I know what the Rev. Martin Luther King Jr. would say were he alive today,
for it would be consistent with his denunciation of the Vietnam War in a
sermon at New York's Riverside Church a year before his assassination.
Recounting his difficulty in spreading the message of nonviolence and
personal responsibility to the very ghetto youths that the Rev. Wright has
worked with for four decades, King stated, "I knew that I could never again
raise my voice against the violence of the oppressed in the ghettos without
having first spoken clearly to the greatest purveyor of violence in the
world today: my own government."
King delivered that speech the year Wright ended his six years of service in
the U.S. Marine Corps and Navy, for which he received three commendations
from President Lyndon Johnson, whom King was confronting.
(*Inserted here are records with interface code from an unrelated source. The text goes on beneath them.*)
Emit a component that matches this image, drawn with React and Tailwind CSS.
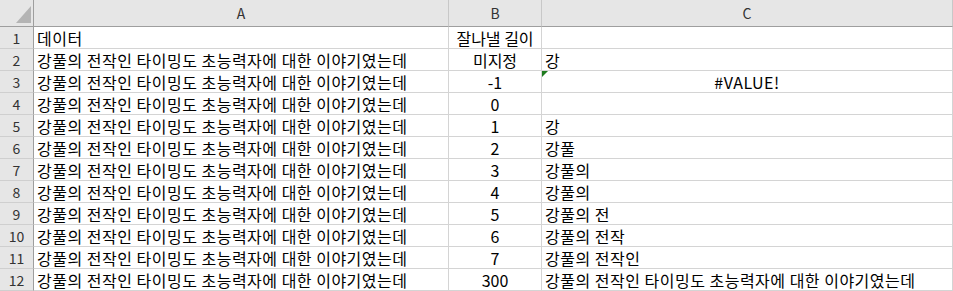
import React from "react";

const TEXT = "강풀의 전작인 타이밍도 초능력자에 대한 이야기였는데";
const rows = [
  { a: "데이터", b: "잘나낼 길이", c: "" },
  { a: TEXT, b: "미지정", c: "강" },
  { a: TEXT, b: "-1", c: "#VALUE!", err: true },
  { a: TEXT, b: "0", c: "" },
  { a: TEXT, b: "1", c: "강" },
  { a: TEXT, b: "2", c: "강풀" },
  { a: TEXT, b: "3", c: "강풀의" },
  { a: TEXT, b: "4", c: "강풀의" },
  { a: TEXT, b: "5", c: "강풀의 전" },
  { a: TEXT, b: "6", c: "강풀의 전작" },
  { a: TEXT, b: "7", c: "강풀의 전작인" },
  { a: TEXT, b: "300", c: TEXT },
];

const font = { fontFamily: '"Noto Sans CJK KR", "Malgun Gothic", sans-serif' };

export default function App() {
  return (
    <div className="w-[953px] h-[291px] bg-white overflow-hidden text-black" style={font}>
      <div className="grid grid-cols-[34px_415px_93px_411px] grid-rows-[27px_repeat(12,22px)]">
        <div className="relative bg-[#e6e6e6] border-r border-b border-[#9e9e9e]">
          <svg className="absolute left-[16px] top-[6px]" width="15" height="17" viewBox="0 0 15 17">
            <polygon points="15,0 15,17 0,17" fill="#b4b4b4" />
          </svg>
        </div>
        {["A", "B", "C"].map((l) => (
          <div
            key={l}
            className="bg-[#e6e6e6] border-b border-b-[#9e9e9e] border-r border-r-[#c8c8c8] flex items-center justify-center text-[14px] text-[#333]"
          >
            {l}
          </div>
        ))}
        {rows.map((r, i) => (
          <React.Fragment key={i}>
            <div className="bg-[#e6e6e6] border-r border-r-[#9e9e9e] border-b border-b-[#cfcfcf] flex items-center justify-center text-[14px] text-[#333] leading-none">
              {i + 1}
            </div>
            <div className="border-r border-b border-[#d4d4d4] flex items-center pl-[3px] text-[16px] tracking-[0.5px] leading-none whitespace-nowrap overflow-visible">
              {r.a}
            </div>
            <div className="border-r border-b border-[#d4d4d4] flex items-center justify-center text-[16px] leading-none whitespace-nowrap">
              {r.b}
            </div>
            <div
              className={`relative border-r border-b border-[#d4d4d4] flex items-center text-[16px] tracking-[0.5px] leading-none whitespace-nowrap ${
                r.err ? "justify-center" : "pl-[3px]"
              }`}
            >
              {r.err && (
                <svg className="absolute left-0 top-0" width="6" height="6" viewBox="0 0 6 6">
                  <polygon points="0,0 6,0 0,6" fill="#1e7b1e" />
                </svg>
              )}
              {r.c}
            </div>
          </React.Fragment>
        ))}
      </div>
    </div>
  );
}
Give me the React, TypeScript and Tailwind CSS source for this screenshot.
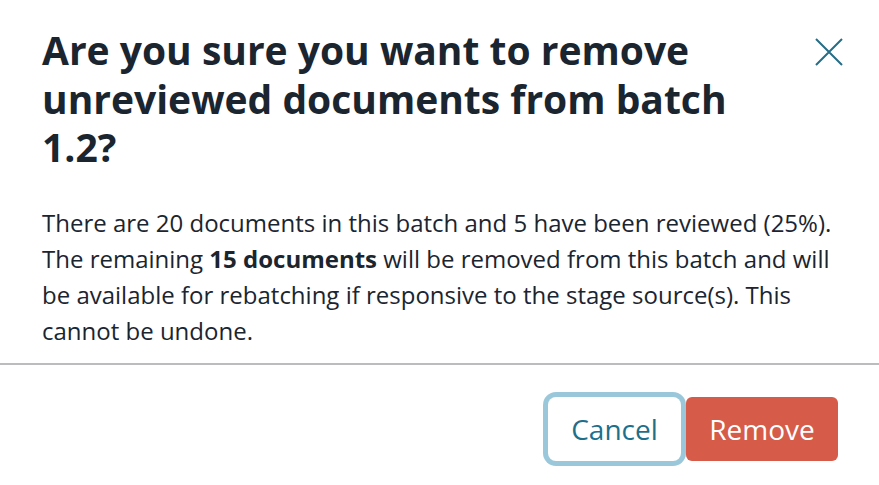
import React from "react";

export default function App() {
  return (
    <div
      className="w-[879px] h-[485px] bg-white text-[#1b2530] overflow-hidden"
      style={{ fontFamily: '"Open Sans", sans-serif' }}
    >
      <div className="flex items-start pl-[42px] pr-[32px] pt-[26px]">
        <h2 className="flex-1 max-w-[730px] text-[39px] leading-[48.6px] font-bold">
          Are you sure you want to remove unreviewed documents from batch 1.2?
        </h2>
        <button className="ml-auto mt-[8px] w-[36px] h-[36px] flex items-center justify-center text-[#266d85]">
          <svg width="28" height="28" viewBox="0 0 28 28" fill="none" stroke="currentColor" strokeWidth="2">
            <path d="M1 1 L27 27 M27 1 L1 27" />
          </svg>
        </button>
      </div>
      <p className="pl-[42px] pr-[38px] mt-[33px] text-[24px] leading-[36px]">
        There are 20 documents in this batch and 5 have been reviewed (25%). The remaining{" "}
        <span className="font-bold">15 documents</span> will be removed from this batch and will be
        available for rebatching if responsive to the stage source(s). This cannot be undone.
      </p>
      <div className="mt-[14px] h-[2px] bg-[#bcbcbf]" />
      <div className="flex justify-end gap-[5px] pr-[41px] pt-[32px]">
        <button className="w-[133px] h-[64px] rounded-[8px] bg-white text-[#1f6f8b] text-[28px] ring-[5px] ring-[#9ac8da]">
          Cancel
        </button>
        <button className="w-[152px] h-[64px] rounded-[6px] bg-[#d65b49] text-white text-[28px]">
          Remove
        </button>
      </div>
    </div>
  );
}
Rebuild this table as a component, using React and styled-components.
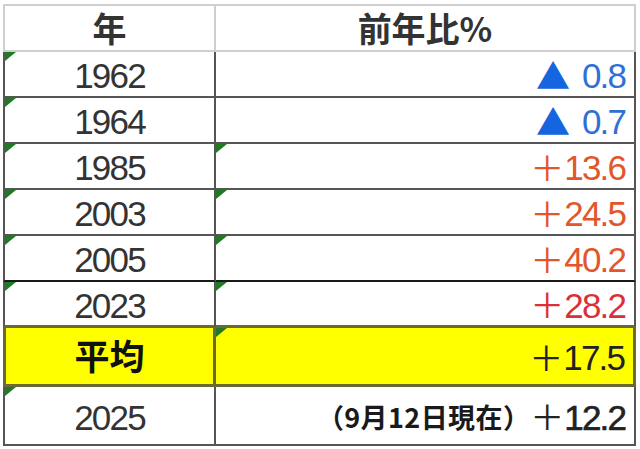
import React from 'react'
import styled, { createGlobalStyle } from 'styled-components'

const GlobalStyle = createGlobalStyle`
  html, body {
    margin: 0;
    padding: 0;
    background: #ffffff;
  }
  body {
    font-family: "Liberation Sans", "Noto Sans CJK JP", sans-serif;
  }
`

const Page = styled.div`
  padding: 4px 0 0 3px;
  width: 640px;
  height: 449px;
  box-sizing: border-box;
  overflow: hidden;
`

const Grid = styled.div`
  display: grid;
  grid-template-columns: 213px 420px;
  grid-template-rows: 48px repeat(6, 46px) 59px 59px;
`

const Cell = styled.div`
  position: relative;
  box-sizing: border-box;
  display: flex;
  align-items: center;
  justify-content: ${({ $align }) => ($align === 'right' ? 'flex-end' : 'center')};
  padding: ${({ $align }) => ($align === 'right' ? '3px 7px 0 0' : '3px 0 0 0')};
  background: ${({ $bg }) => $bg || '#ffffff'};
  border-right: ${({ $right }) => $right || '2px solid #555'};
  border-bottom: ${({ $bottom }) => $bottom || '2px solid #555'};
  border-left: ${({ $left }) => $left || 'none'};
  border-top: ${({ $top }) => $top || 'none'};
  white-space: nowrap;
`

const Flag = styled.span`
  position: absolute;
  top: 0;
  left: 0;
  width: 11px;
  height: 9px;
  background: #1f7a23;
  clip-path: polygon(0 0, 100% 0, 0 100%);
`

const HeadText = styled.span`
  font-family: "Noto Sans CJK JP", sans-serif;
  font-weight: 700;
  font-size: 34px;
  line-height: 1;
  color: #333;
  margin-top: -4px;
`

const YearText = styled.span`
  font-family: "Liberation Sans", sans-serif;
  font-size: 35px;
  letter-spacing: -1.8px;
  line-height: 1;
  color: #333;
`

const LabelText = styled.span`
  font-family: "Noto Sans CJK JP", sans-serif;
  font-weight: 700;
  font-size: 35px;
  line-height: 1;
  color: #111;
  margin-top: -6px;
`

const Value = styled.span`
  display: flex;
  align-items: center;
  color: ${({ $color }) => $color};
  line-height: 1;
`

const Mark = styled.span`
  font-family: "Noto Sans CJK JP", sans-serif;
  font-size: ${({ $size }) => $size || 34}px;
  font-weight: 400;
  color: ${({ $tint }) => $tint || 'inherit'};
  margin-right: ${({ $gap }) => $gap || 0}px;
  margin-top: -2px;
`

const Num = styled.span`
  font-family: "Liberation Sans", sans-serif;
  font-size: 35px;
  letter-spacing: -1.8px;
  margin-right: 1.8px;
  -webkit-text-stroke: ${({ $bold }) => ($bold ? '0.6px' : '0')};
`

const Note = styled.span`
  font-family: "Noto Sans CJK JP", sans-serif;
  font-weight: 700;
  font-size: 27px;
  letter-spacing: 0.4px;
  color: #1a1a1a;
  margin-top: -2px;
`

const BLUE = '#2f6fd6'
const ORANGE = '#e2562c'
const RED = '#dc3038'
const DARK = '#222'

const GREY = '2px solid #cfcfcf'
const OLIVE = '3px solid #6b6a34'

const rows = [
  { year: '1962', sign: '▲', value: '0.8', color: BLUE, flagValue: false },
  { year: '1964', sign: '▲', value: '0.7', color: BLUE, flagValue: false },
  { year: '1985', sign: '＋', value: '13.6', color: ORANGE, flagValue: true },
  { year: '2003', sign: '＋', value: '24.5', color: ORANGE, flagValue: true },
  { year: '2005', sign: '＋', value: '40.2', color: ORANGE, flagValue: true, bottom: '2px solid #1a1a1a' },
  { year: '2023', sign: '＋', value: '28.2', color: RED, flagValue: true, bottom: OLIVE },
]

const App = () => {
  return (
    <>
      <GlobalStyle />
      <Page>
        <Grid>
          <Cell $top={GREY} $left={GREY} $right={GREY} $bottom={GREY}>
            <HeadText>年</HeadText>
          </Cell>
          <Cell $top={GREY} $right={GREY} $bottom={GREY}>
            <HeadText>前年比%</HeadText>
          </Cell>

          {rows.map((r) => (
            <React.Fragment key={r.year}>
              <Cell $left="2px solid #555" $bottom={r.bottom}>
                <Flag />
                <YearText>{r.year}</YearText>
              </Cell>
              <Cell $align="right" $bottom={r.bottom}>
                {r.flagValue && <Flag />}
                <Value $color={r.color}>
                  {r.sign === '▲' ? (
                    <Mark $size={34} $gap={12} $tint="#1565e0">▲</Mark>
                  ) : (
                    <Mark>＋</Mark>
                  )}
                  <Num>{r.value}</Num>
                </Value>
              </Cell>
            </React.Fragment>
          ))}

          <Cell $bg="#ffff00" $left={OLIVE} $right={OLIVE} $bottom={OLIVE}>
            <LabelText>平均</LabelText>
          </Cell>
          <Cell $bg="#ffff00" $align="right" $right={OLIVE} $bottom={OLIVE}>
            <Flag />
            <Value $color={DARK}>
              <Mark>＋</Mark>
              <Num>17.5</Num>
            </Value>
          </Cell>

          <Cell $left="2px solid #555">
            <Flag />
            <YearText>2025</YearText>
          </Cell>
          <Cell $align="right">
            <Value $color={DARK}>
              <Note>（9月12日現在）</Note>
              <Mark>＋</Mark>
              <Num $bold>12.2</Num>
            </Value>
          </Cell>
        </Grid>
      </Page>
    </>
  )
}

export default App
No doubt Wright
was influenced by King's oratory decrying "the cruel irony of watching Negro
and white boys on TV screens ... in brutal solidarity burning the huts of a
poor village, but we realize that they would hardly live on the same block
in Chicago. I could not be silent in the face of such cruel manipulation of
the poor." And neither could Wright.
I respect Barack Obama's right to repudiate his pastor's comments, as he
did, but I respect even more his refusal to throw the man overboard in a
practice we witnessed all too often with the Clintons when they came under
right-wing attacks. Hillary did it again Tuesday, telling the right-wing
Pittsburgh Tribune-Review editorial board that Wright "would not have been
my pastor." So she says, but the record shows she was there in the White
House on Sept. 11, 1998, when her husband posed for a photo with the Rev.
Wright and was grateful for his support in the midst of that
wrath-of-Leviticus blue dress flap. Ingrate.